National Patterns of Frequent Mental Distress Vary Widely

Prevalence in some areas of the United States consistent but there are shifts in others

WEDNESDAY, April 15 (HealthDay News) -- The prevalence of frequent mental distress has remained consistently high or low in some geographic areas of the United States, but others show substantial shifts since the early 1990s, according to a report published online April 14 in the American Journal of Preventive Medicine.

David G. Moriarty, and colleagues at the U.S. Centers for Disease Control and Prevention (CDC) in Atlanta, analyzed data from the CDC's Behavioral Risk Factor Surveillance System on 2.4 million adults covering 1993 to 2001 and 2003 to 2006 to assess the geographic distribution of frequent mental distress.

The researchers defined frequent mental distress as at least 14 mentally unhealthy days within the previous 30 days, and found that the average adult prevalence of frequent mental distress ranged from 6.6 percent in Hawaii to 14.4 percent in Kentucky, with the national average at 9.4 percent.
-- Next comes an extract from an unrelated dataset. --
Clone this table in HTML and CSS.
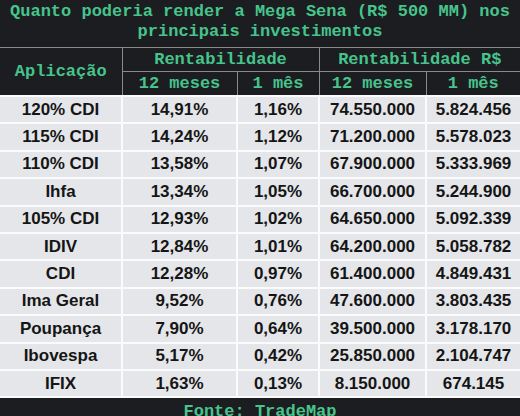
FILE: index.html
```html
<!DOCTYPE html>
<html lang="pt-BR">
<head>
<meta charset="utf-8">
<title>Mega Sena</title>
<link rel="stylesheet" href="styles.css">
</head>
<body>
<div class="card">
  <h1 class="title">Quanto poderia render a Mega Sena (R$ 500 MM) nos principais investimentos</h1>
  <table class="grid">
    <colgroup>
      <col class="c1"><col class="c2"><col class="c3"><col class="c4"><col class="c5">
    </colgroup>
    <thead>
      <tr class="h1row">
        <th rowspan="2">Aplicação</th>
        <th colspan="2">Rentabilidade</th>
        <th colspan="2">Rentabilidade R$</th>
      </tr>
      <tr class="h2row">
        <th>12 meses</th><th>1 mês</th><th>12 meses</th><th>1 mês</th>
      </tr>
    </thead>
    <tbody>
      <tr><td>120% CDI</td><td>14,91%</td><td>1,16%</td><td>74.550.000</td><td>5.824.456</td></tr>
      <tr><td>115% CDI</td><td>14,24%</td><td>1,12%</td><td>71.200.000</td><td>5.578.023</td></tr>
      <tr><td>110% CDI</td><td>13,58%</td><td>1,07%</td><td>67.900.000</td><td>5.333.969</td></tr>
      <tr><td>Ihfa</td><td>13,34%</td><td>1,05%</td><td>66.700.000</td><td>5.244.900</td></tr>
      <tr><td>105% CDI</td><td>12,93%</td><td>1,02%</td><td>64.650.000</td><td>5.092.339</td></tr>
      <tr><td>IDIV</td><td>12,84%</td><td>1,01%</td><td>64.200.000</td><td>5.058.782</td></tr>
      <tr><td>CDI</td><td>12,28%</td><td>0,97%</td><td>61.400.000</td><td>4.849.431</td></tr>
      <tr><td>Ima Geral</td><td>9,52%</td><td>0,76%</td><td>47.600.000</td><td>3.803.435</td></tr>
      <tr><td>Poupança</td><td>7,90%</td><td>0,64%</td><td>39.500.000</td><td>3.178.170</td></tr>
      <tr><td>Ibovespa</td><td>5,17%</td><td>0,42%</td><td>25.850.000</td><td>2.104.747</td></tr>
      <tr><td>IFIX</td><td>1,63%</td><td>0,13%</td><td>8.150.000</td><td>674.145</td></tr>
    </tbody>
  </table>
  <p class="source">Fonte: TradeMap</p>
</div>
</body>
</html>
```
FILE: styles.css
```css
html, body {
  margin: 0;
  padding: 0;
  background: #1c1d20;
}
.card {
  width: 520px;
  height: 416px;
  overflow: hidden;
  background: #1c1d20;
}
.title {
  margin: 0;
  padding: 2px 4px 0 4px;
  height: 47px;
  box-sizing: border-box;
  font-family: "Liberation Mono", "Courier New", monospace;
  font-weight: bold;
  font-size: 17px;
  line-height: 20px;
  color: #46c48c;
  text-align: center;
}
.grid {
  width: 520px;
  border-collapse: collapse;
  table-layout: fixed;
}
.c1 { width: 122px; }
.c2 { width: 115px; }
.c3 { width: 82px; }
.c4 { width: 107px; }
.c5 { width: 94px; }
.grid th {
  font-family: "Liberation Mono", "Courier New", monospace;
  font-weight: bold;
  font-size: 17px;
  color: #46c48c;
  border: 1px solid #8a8a8a;
  padding: 0;
  text-align: center;
}
.grid tr.h1row th { height: 23px; }
.grid tr.h2row th { height: 23px; }
.grid tr > th:first-child { border-left: none; }
.grid tr > th:last-child { border-right: none; }
.grid td {
  font-family: "Liberation Sans", Arial, sans-serif;
  font-weight: bold;
  font-size: 17px;
  color: #151515;
  background: #e4e6e9;
  border: 2px solid #fbfbfb;
  padding: 0;
  height: 25.4px;
  text-align: center;
}
.grid tbody tr > td:first-child { border-left: none; }
.grid tbody tr > td:last-child { border-right: none; }
.source {
  margin: 0;
  padding-top: 4px;
  font-family: "Liberation Mono", "Courier New", monospace;
  font-weight: bold;
  font-size: 17px;
  line-height: 20px;
  color: #46c48c;
  text-align: center;
}
```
The prevalence of frequent mental distress was both high and rising in the Appalachian and the Mississippi Valley Regions, and Mississippi, Oklahoma and West Virginia recorded a more than 4 percent increase in prevalence from 1993-2001 to 2003-2006, the investigators found.

"Because frequent mental distress often indicates potentially unmet health and social service needs, programs for public health, community mental health, and social services whose jurisdictions include areas with high frequent mental distress levels should collaborate to identify and eliminate the specific preventable sources of this distress," the authors write.